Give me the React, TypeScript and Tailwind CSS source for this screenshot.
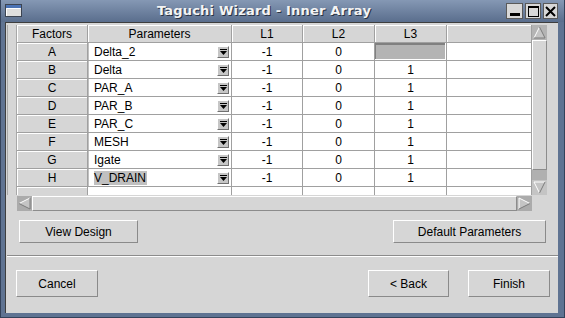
import React from "react";

const rows: [string, string][] = [
  ["A", "Delta_2"],
  ["B", "Delta"],
  ["C", "PAR_A"],
  ["D", "PAR_B"],
  ["E", "PAR_C"],
  ["F", "MESH"],
  ["G", "Igate"],
  ["H", "V_DRAIN"],
];

const gray =
  "h-full flex items-center justify-center bg-[#d6d6d6] border-r border-b border-[#a0a0a0] shadow-[inset_1px_1px_0_#ffffff]";
const white =
  "h-full flex items-center justify-center bg-white border-r border-b border-[#a0a0a0]";

function DownTri() {
  return (
    <svg width="9" height="8" viewBox="0 0 9 8">
      <rect x="1" y="1" width="7" height="1" fill="#000" />
      <polygon points="1,3 8,3 4.5,7" fill="#000" />
    </svg>
  );
}

function ArrowBox({ dir, bg }: { dir: "up" | "down" | "left" | "right"; bg: string }) {
  let tri = "";
  let light = "";
  let dark = "";
  if (dir === "up") {
    tri = "7.5,2 13,13 2,13";
    light = "M2 13 L7.5 2";
    dark = "M7.5 2 L13 13 L2 13";
  } else if (dir === "down") {
    tri = "2,2 13,2 7.5,13";
    light = "M2 2 L13 2 M2 2 L7.5 13";
    dark = "M13 2 L7.5 13";
  } else if (dir === "left") {
    tri = "2,7.5 13,2 13,13";
    light = "M2 7.5 L13 2";
    dark = "M13 2 L13 13 L2 7.5";
  } else {
    tri = "2,2 13,7.5 2,13";
    light = "M2 13 L2 2 L13 7.5";
    dark = "M13 7.5 L2 13";
  }
  return (
    <svg width="15" height="15" viewBox="0 0 15 15" className="block shrink-0">
      <rect x="0" y="0" width="15" height="15" fill={bg} />
      <polygon points={tri} fill="#c4c4c4" />
      <path d={light} stroke="#ffffff" strokeWidth="1" fill="none" />
      <path d={dark} stroke="#7c7c7c" strokeWidth="1" fill="none" />
    </svg>
  );
}

function Btn({ label, w }: { label: string; w: string }) {
  return (
    <div
      className={`${w} h-full flex items-center justify-center bg-[#d6d6d6] border border-t-white border-l-white border-r-[#8a8a8a] border-b-[#8a8a8a] text-[12px] text-black`}
    >
      {label}
    </div>
  );
}

function Row({ f, p, i }: { f: string; p: string; i: number }) {
  return (
    <div className="flex h-[18px]">
      <div className={`w-[71px] ${gray}`}>{f}</div>
      <div className="w-[144px] h-full flex items-center bg-white border-r border-b border-[#a0a0a0]">
        <div className="flex-1 h-full flex items-center pl-[5px] border-l border-[#c0c0c0]">
          {i === 7 ? <span className="bg-[#c0c0c0] pr-[1px] leading-[14px]">{p}</span> : <span>{p}</span>}
        </div>
        <div className="w-[12px] h-[12px] mr-[2px] ml-[1px] flex items-center justify-center bg-[#c6c6c6] border border-t-white border-l-white border-r-[#707070] border-b-[#707070]">
          <DownTri />
        </div>
      </div>
      <div className={`w-[71px] ${white}`}>-1</div>
      <div className={`w-[72px] ${white}`}>0</div>
      {i === 0 ? (
        <div className="w-[72px] h-full bg-white border-r border-b border-[#a0a0a0] pr-[1px] pb-[1px]">
          <div className="h-full bg-[#b4b4b4] border-t-2 border-l border-[#808080]" />
        </div>
      ) : (
        <div className={`w-[72px] ${white}`}>1</div>
      )}
      <div className={`w-[85px] ${white}`} />
    </div>
  );
}

export default function App() {
  return (
    <div className="w-[565px] h-[318px] flex flex-col bg-[#5f7392] border-l border-r border-b border-[#34425a] overflow-hidden font-['Liberation_Sans',Arial,sans-serif] text-[12px] text-black">
      {/* Title bar */}
      <div className="h-[22px] shrink-0 flex items-center bg-linear-to-b from-[#8598b4] to-[#5a6e8d] pl-[4px] pr-[6px]">
        <svg width="17" height="13" viewBox="0 0 17 13" className="block mt-[-2px]">
          <rect x="0.5" y="0.5" width="16" height="12" fill="#dedede" stroke="#3c4452" />
          <rect x="1" y="1" width="15" height="3" fill="#4b73b5" />
          <path d="M1.5 12 L1.5 4.5 L15.5 4.5" stroke="#ffffff" fill="none" />
        </svg>
        <div className="flex-1 text-center font-['DejaVu_Sans',sans-serif] font-bold text-[13px] text-[#f4f4f4] [text-shadow:1px_1px_0_#2a3445] tracking-[0.2px]">
          Taguchi Wizard - Inner Array
        </div>
        <div className="flex gap-[2px] items-center">
          <div className="w-[17px] h-[16px] bg-[#d8d8d8] border border-[#5a5a5a] flex items-end justify-center pb-[2px]">
            <div className="w-[10px] h-[3px] bg-black" />
          </div>
          <div className="w-[16px] h-[16px] bg-[#d8d8d8] border border-[#5a5a5a] flex items-center justify-center">
            <div className="w-[11px] h-[11px] border border-t-2 border-black" />
          </div>
          <div className="w-[15px] h-[16px] bg-[#d8d8d8] border border-[#5a5a5a] flex items-center justify-center">
            <svg width="11" height="11" viewBox="0 0 11 11">
              <path d="M1 1 L10 10 M10 1 L1 10" stroke="#000" strokeWidth="2" />
            </svg>
          </div>
        </div>
      </div>

      {/* Frame body */}
      <div className="flex-1 flex pl-[4px] pr-[6px] pb-[4px]">
        <div className="flex-1 flex flex-col bg-[#d6d6d6] border-t border-l border-[#3e3e3e]">
          {/* Table block */}
          <div className="flex mt-[2px] ml-[1px]">
            <div className="flex flex-col">
              <div className="flex">
                <div className="w-[10px] h-[170px] border-l border-r border-[#a8a8a8]" />
                <div className="flex flex-col">
                  <div className="flex h-[18px]">
                    <div className={`w-[71px] ${gray}`}>Factors</div>
                    <div className={`w-[144px] ${gray}`}>Parameters</div>
                    <div className={`w-[71px] ${gray}`}>L1</div>
                    <div className={`w-[72px] ${gray}`}>L2</div>
                    <div className={`w-[72px] ${gray}`}>L3</div>
                    <div className={`w-[85px] ${gray}`} />
                  </div>
                  {rows.map(([f, p], i) => (
                    <Row key={f} f={f} p={p} i={i} />
                  ))}
                  <div className="flex h-[8px]">
                    <div className="w-[71px] h-full bg-[#d6d6d6] border-r border-[#a0a0a0] shadow-[inset_1px_1px_0_#ffffff]" />
                    <div className="w-[144px] h-full bg-white border-r border-[#a0a0a0]" />
                    <div className="w-[71px] h-full bg-white border-r border-[#a0a0a0]" />
                    <div className="w-[72px] h-full bg-white border-r border-[#a0a0a0]" />
                    <div className="w-[72px] h-full bg-white border-r border-[#a0a0a0]" />
                    <div className="w-[85px] h-full bg-white border-r border-[#a0a0a0]" />
                  </div>
                </div>
              </div>
              {/* horizontal scrollbar */}
              <div className="ml-[10px] mt-[1px] w-[515px] h-[15px] flex bg-[#c4c4c4]">
                <ArrowBox dir="left" bg="#ababab" />
                <div className="flex-1 h-full bg-[#d6d6d6] border border-t-white border-l-white border-r-[#8c8c8c] border-b-[#8c8c8c]" />
                <ArrowBox dir="right" bg="#ababab" />
              </div>
            </div>
            {/* vertical scrollbar */}
            <div className="w-[15px] h-[170px] flex flex-col bg-[#b0b0b0]">
              <ArrowBox dir="up" bg="#b4b4b4" />
              <div className="h-[130px] bg-[#d6d6d6] border border-t-white border-l-white border-r-[#8c8c8c] border-b-[#8c8c8c]" />
              <div className="flex-1" />
              <ArrowBox dir="down" bg="#c4c4c4" />
            </div>
          </div>

          {/* Middle buttons */}
          <div className="flex justify-between h-[23px] mt-[9px] ml-[13px] mr-[12px]">
            <Btn label="View Design" w="w-[119px]" />
            <Btn label="Default Parameters" w="w-[153px]" />
          </div>

          {/* Separator */}
          <div className="mt-[12px] ml-[1px] h-[2px] border-t border-b border-t-[#8c8c8c] border-b-white" />

          {/* Bottom buttons */}
          <div className="flex h-[27px] mt-[13px] ml-[10px] mr-[8px]">
            <Btn label="Cancel" w="w-[82px]" />
            <div className="flex-1" />
            <Btn label="< Back" w="w-[81px]" />
            <div className="w-[19px]" />
            <Btn label="Finish" w="w-[82px]" />
          </div>
        </div>
      </div>
    </div>
  );
}
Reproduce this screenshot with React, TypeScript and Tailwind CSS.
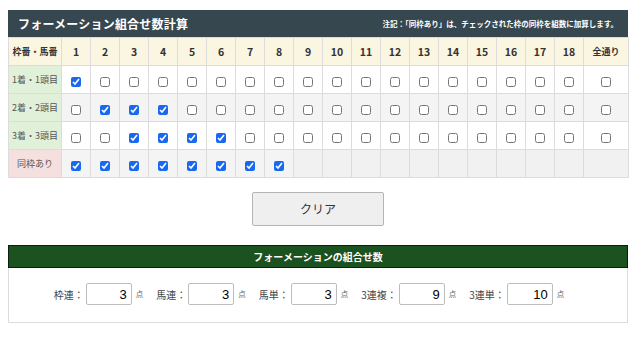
import React, { useState } from "react";

const FONT = '"Noto Sans CJK JP", "Noto Sans", sans-serif';

const rowLabels = ["1着・1頭目", "2着・2頭目", "3着・3頭目"];
const init = [
  [1],
  [2, 3, 4],
  [3, 4, 5, 6],
];

function Box({ checked, onChange }: { checked: boolean; onChange: () => void }) {
  return (
    <input
      type="checkbox"
      checked={checked}
      onChange={onChange}
      className="m-0 h-[10px] w-[10px] align-middle accent-[#1868f0]"
    />
  );
}

export default function App() {
  const [rows, setRows] = useState<boolean[][]>(
    init.map((r) => Array.from({ length: 19 }, (_, i) => r.includes(i + 1)))
  );
  const [same, setSame] = useState<boolean[]>(Array.from({ length: 8 }, () => true));
  const cols = Array.from({ length: 18 }, (_, i) => i + 1);

  const toggle = (r: number, c: number) =>
    setRows((p) => p.map((row, ri) => (ri === r ? row.map((v, ci) => (ci === c ? !v : v)) : row)));

  const results = [
    { label: "枠連：", v: "3" },
    { label: "馬連：", v: "3" },
    { label: "馬単：", v: "3" },
    { label: "3連複：", v: "9" },
    { label: "3連単：", v: "10" },
  ];

  return (
    <div className="min-h-[339px] w-[640px] bg-white pt-[10px]" style={{ fontFamily: FONT }}>
      <div className="mx-2 w-[620px]">
        <div className="flex h-[27px] items-center justify-between bg-[#36474f] pl-[10px] pr-[10px] text-white">
          <span className="text-[12px] font-bold leading-none tracking-[0.2px]">フォーメーション組合せ数計算</span>
          <span className="text-[7.5px] font-bold leading-none">注記：「同枠あり」は、チェックされた枠の同枠を組数に加算します。</span>
        </div>
        <table className="w-[620px] table-fixed border-collapse border border-[#dcdcdc]">
          <colgroup>
            <col className="w-[53px]" />
            {cols.map((c) => (
              <col key={c} className="w-[29px]" />
            ))}
            <col className="w-[45px]" />
          </colgroup>
          <thead>
            <tr className="h-[28px] bg-[#fbf6e1]">
              <th className="border border-[#dcdcdc] p-0 text-[9px] font-bold text-[#333]">枠番・馬番</th>
              {cols.map((c) => (
                <th key={c} className="border border-[#dcdcdc] p-0 text-[10.5px] font-bold text-[#333]">
                  {c}
                </th>
              ))}
              <th className="border border-[#dcdcdc] p-0 text-[9px] font-bold text-[#333]">全通り</th>
            </tr>
          </thead>
          <tbody>
            {rowLabels.map((lab, ri) => (
              <tr key={lab} className={`h-[28px] ${ri === 1 ? "bg-[#f4f4f4]" : "bg-white"}`}>
                <td className="border border-[#dcdcdc] bg-[#e1f0d8] p-0 text-center text-[9px] text-[#555]">{lab}</td>
                {Array.from({ length: 19 }, (_, ci) => (
                  <td key={ci} className="border border-[#dcdcdc] p-0 text-center">
                    <Box checked={rows[ri][ci]} onChange={() => toggle(ri, ci)} />
                  </td>
                ))}
              </tr>
            ))}
            <tr className="h-[28px] bg-[#f4f4f4]">
              <td className="border border-[#dcdcdc] bg-[#f6dfdf] p-0 text-center text-[9px] text-[#555]">同枠あり</td>
              {Array.from({ length: 19 }, (_, ci) => (
                <td key={ci} className={`border border-[#dcdcdc] p-0 text-center ${ci >= 8 ? "bg-[#f1f1f1]" : ""}`}>
                  {ci < 8 ? (
                    <Box
                      checked={same[ci]}
                      onChange={() => setSame((p) => p.map((v, i) => (i === ci ? !v : v)))}
                    />
                  ) : null}
                </td>
              ))}
            </tr>
          </tbody>
        </table>

        <div className="mt-[14px] flex justify-center">
          <button
            onClick={() => {
              setRows((p) => p.map((r) => r.map(() => false)));
              setSame((p) => p.map(() => false));
            }}
            className="h-[34px] w-[132px] rounded-[2px] border border-[#b4b4b4] bg-[#efefef] text-[12px] text-[#333]"
          >
            クリア
          </button>
        </div>

        <div className="mt-[19px] flex h-[23px] items-center justify-center border border-[#0e1e0e] bg-[#1c5120] text-[10px] font-bold text-white">
          フォーメーションの組合せ数
        </div>
        <div className="flex h-[55px] items-center justify-center border border-t-0 border-[#dcdcdc] pb-[2px] pr-[18px]">
          {results.map((r, i) => (
            <div key={r.label} className={`flex items-center ${i > 0 ? "ml-[13px]" : ""}`}>
              <span className="text-[10px] text-[#444]">{r.label}</span>
              <input
                readOnly
                value={r.v}
                className="ml-[2px] h-[22px] w-[46px] rounded-[2px] border border-[#bdbdbd] bg-white px-[4px] text-right text-[13px] text-black outline-none"
                style={{ fontFamily: '"Liberation Sans", Arial, sans-serif' }}
              />
              <span className="ml-[4px] text-[7.5px] text-[#666]">点</span>
            </div>
          ))}
        </div>
      </div>
    </div>
  );
}
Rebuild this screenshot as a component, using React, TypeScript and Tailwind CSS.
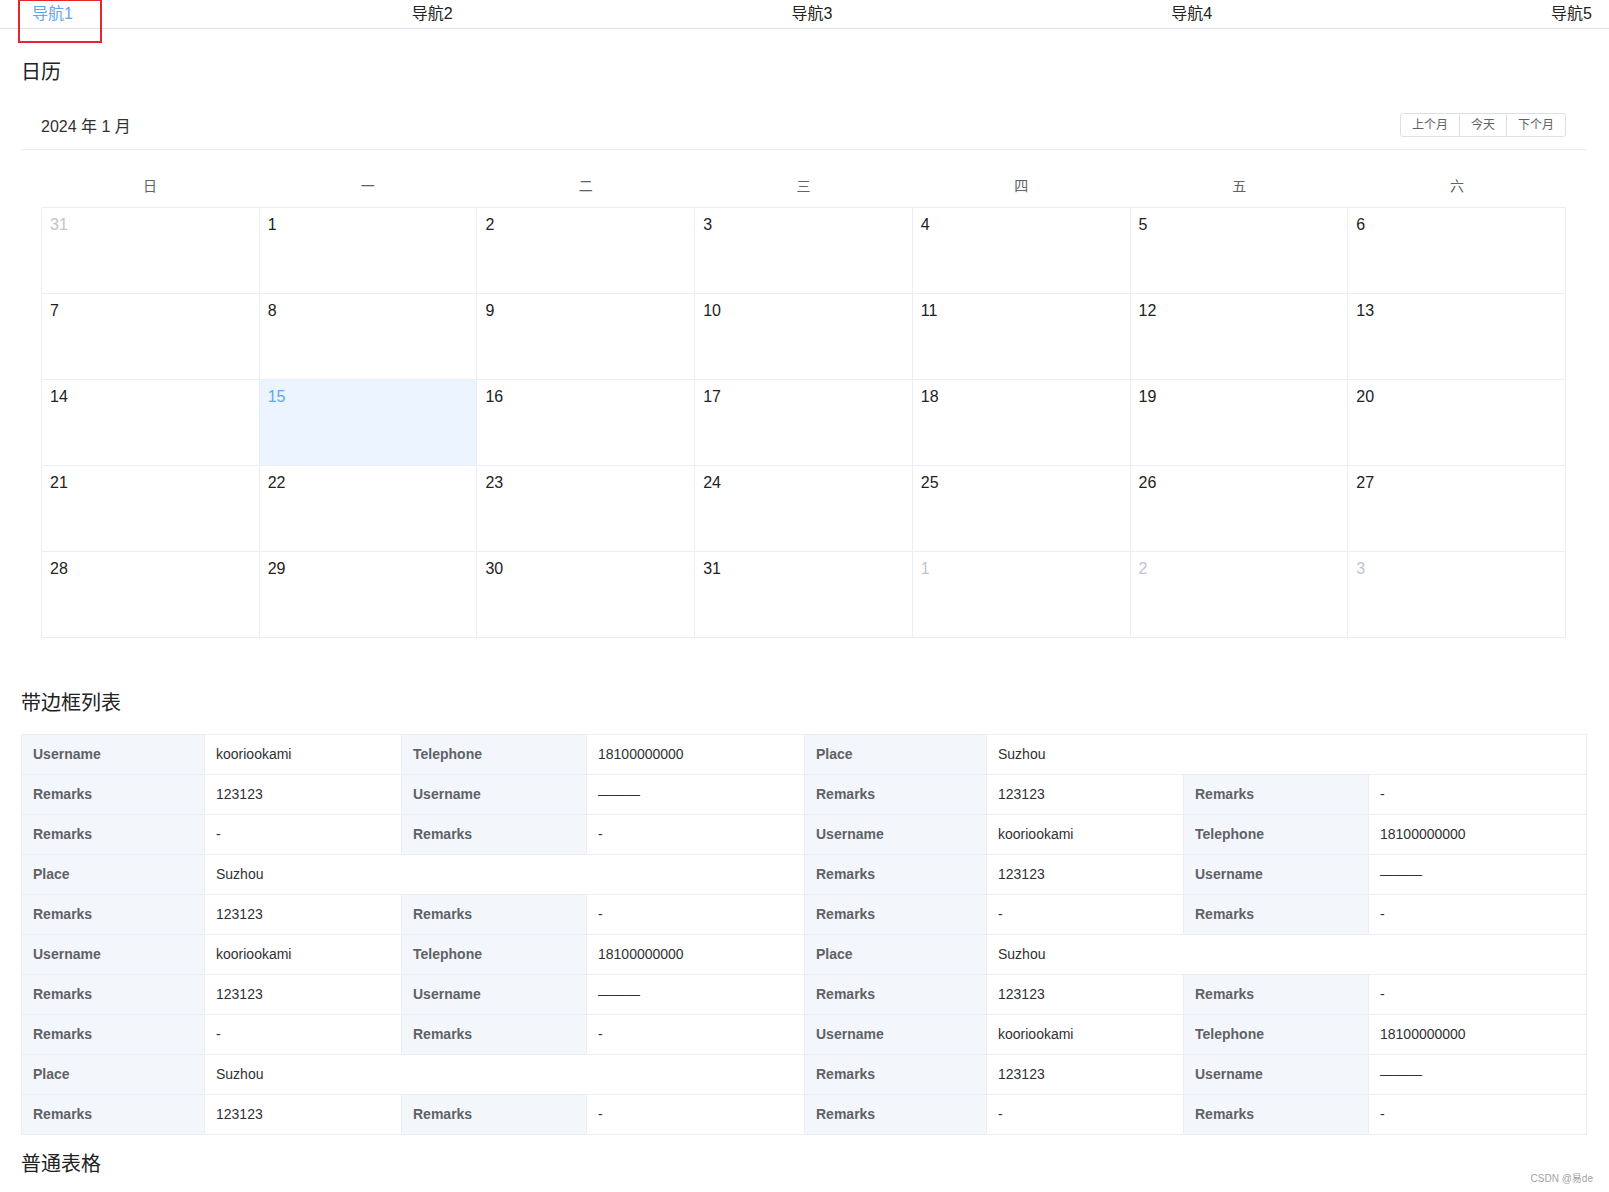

• • • • •

GIVEN TASK: Within the entries above, give again exactly the lines starting at the one that contains "Reproduce this screenshot" and ending at the one that contains "setRows((p) => p.map((row, ri)", leaving out the pictures.

FINISHED ANSWER:
Reproduce this screenshot with React, TypeScript and Tailwind CSS.
import React, { useState } from "react";

const FONT = '"Noto Sans CJK JP", "Noto Sans", sans-serif';

const rowLabels = ["1着・1頭目", "2着・2頭目", "3着・3頭目"];
const init = [
  [1],
  [2, 3, 4],
  [3, 4, 5, 6],
];

function Box({ checked, onChange }: { checked: boolean; onChange: () => void }) {
  return (
    <input
      type="checkbox"
      checked={checked}
      onChange={onChange}
      className="m-0 h-[10px] w-[10px] align-middle accent-[#1868f0]"
    />
  );
}

export default function App() {
  const [rows, setRows] = useState<boolean[][]>(
    init.map((r) => Array.from({ length: 19 }, (_, i) => r.includes(i + 1)))
  );
  const [same, setSame] = useState<boolean[]>(Array.from({ length: 8 }, () => true));
  const cols = Array.from({ length: 18 }, (_, i) => i + 1);

  const toggle = (r: number, c: number) =>
    setRows((p) => p.map((row, ri) => (ri === r ? row.map((v, ci) => (ci === c ? !v : v)) : row)));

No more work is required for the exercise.